For a broader framework connecting retention content to your overall content strategy, planmoon’s content marketing guides cover how all these pieces fit together.

FAQ

How does personalized content improve customer retention?

Personalized content uses real customer data — purchase history, preferences, behavior — to tailor messages so they feel relevant rather than generic. Customers who feel understood are significantly less likely to switch to a competitor. The Accenture research cited above shows this effect clearly: 91% of consumers favor brands that remember their preferences.

What channels work best for retention content?

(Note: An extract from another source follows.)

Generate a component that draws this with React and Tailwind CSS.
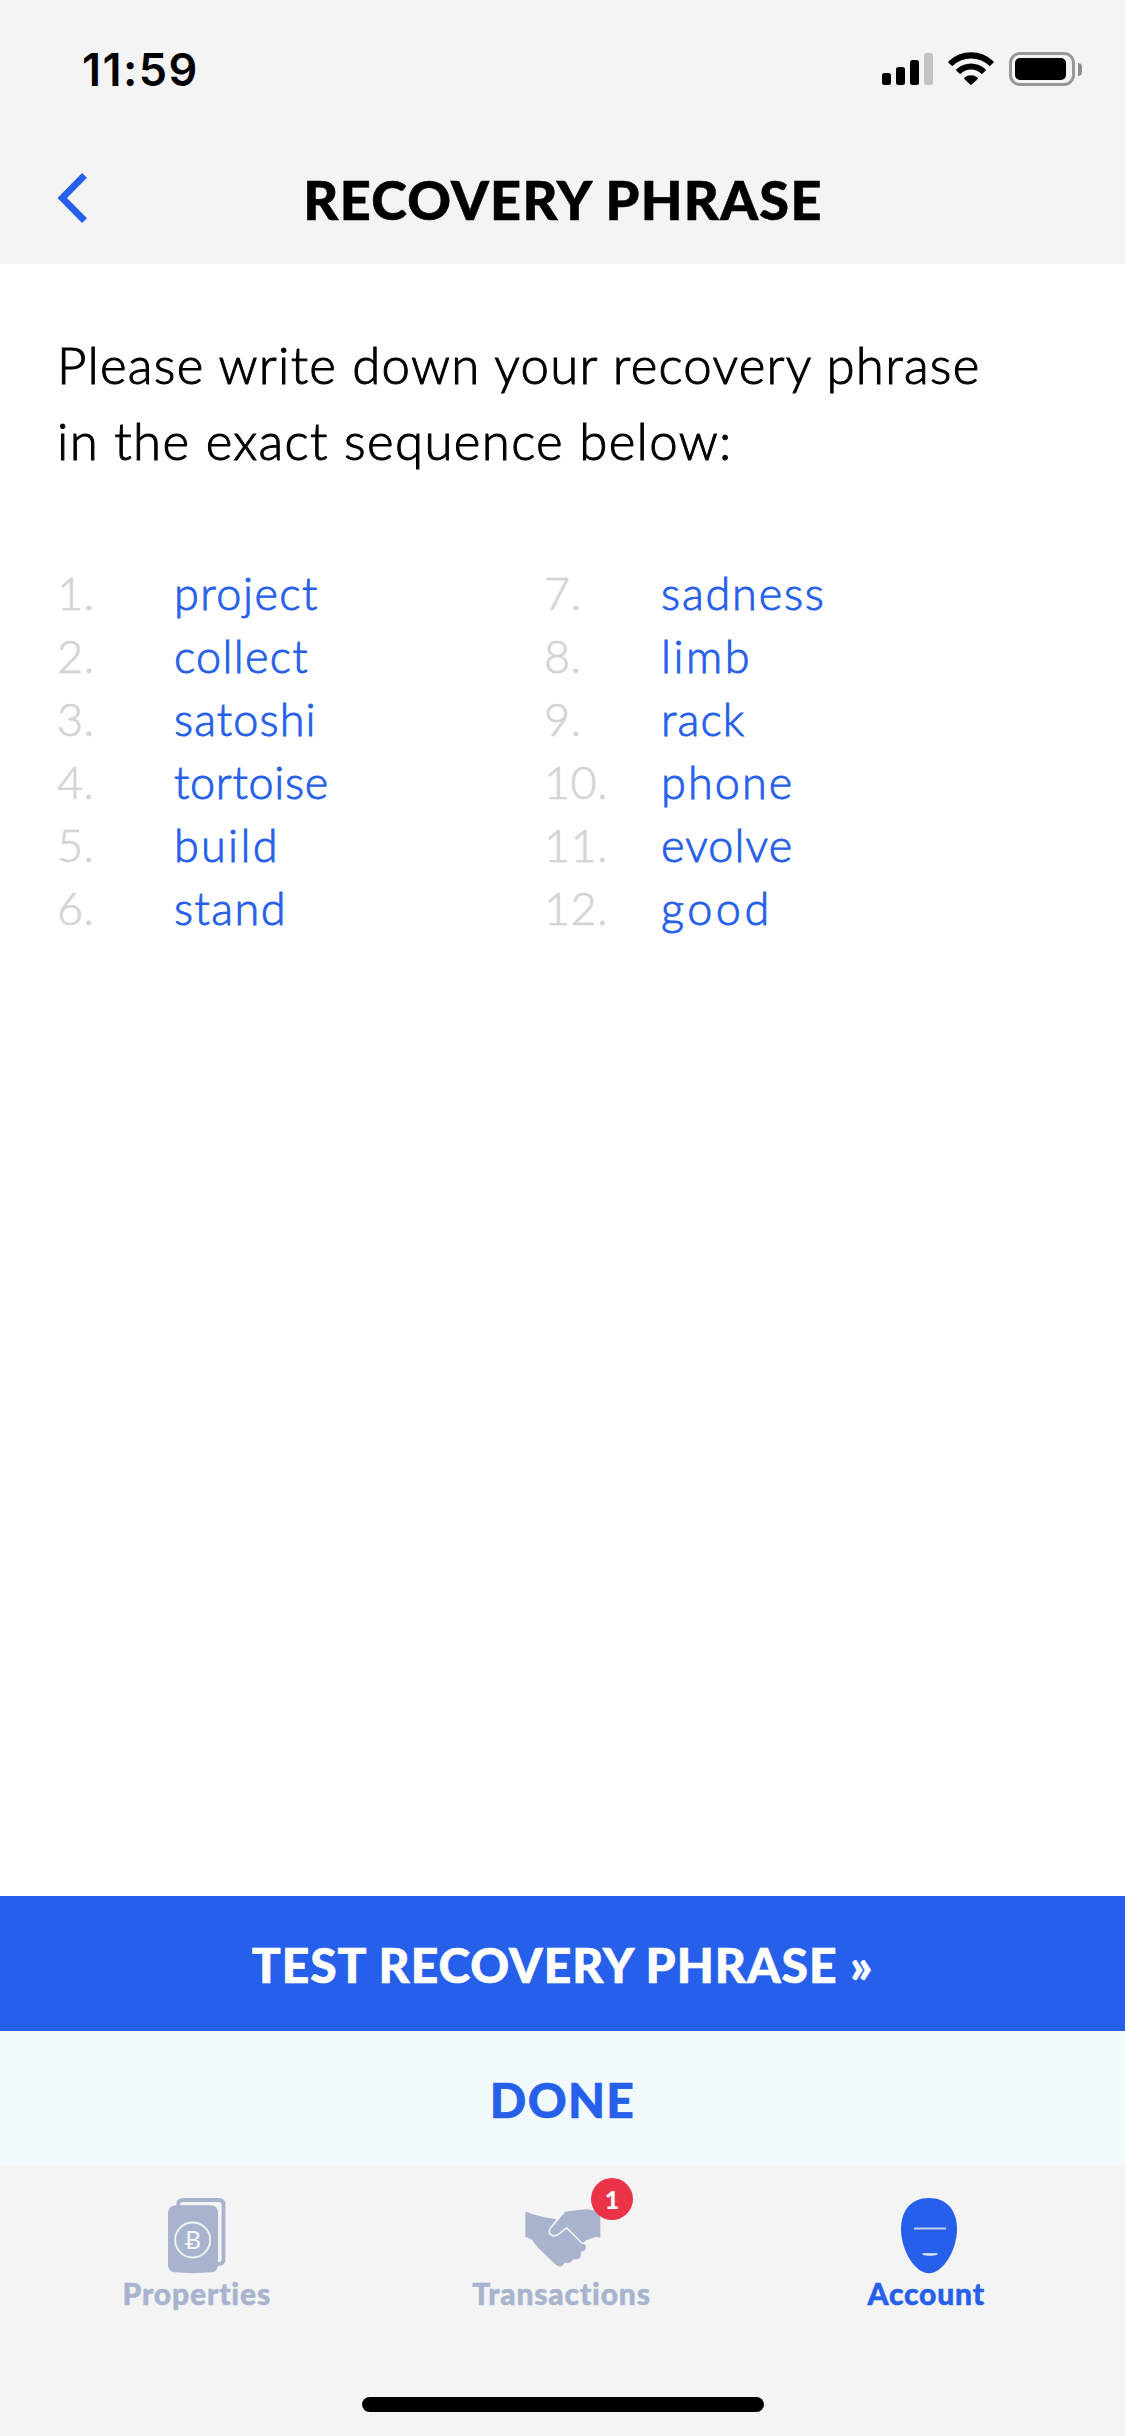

The right channel depends on your audience and message type. Email is the most versatile and measurable. SMS works well for time-sensitive offers and delivers high open rates. Push notifications suit app-based products. The most effective retention strategies use two or three channels in coordination — not one channel trying to do everything.

Can referral programs really improve retention rates?

Yes — and they’re often underestimated as a retention tool. When customers refer friends, they become more publicly committed to your brand. That social investment makes them less likely to churn. Referred customers also tend to have higher lifetime value and lower acquisition costs than customers from paid channels.

How often should I update my loyalty program content?

Loyalty program content should respond to customer behavior, not a fixed calendar. Update content whenever a customer hits a milestone, approaches tier thresholds, or has unused rewards expiring. Proactive, event-triggered updates dramatically outperform monthly newsletters in engagement rates.

What’s the minimum viable retention campaign for a small business?

Three automated emails: a post-purchase thank you with usage tips, a loyalty program invitation at 30 days, and a re-engagement message at 60 days of inactivity. This foundation alone — consistently executed — will outperform doing nothing and gives you measurable data to build on.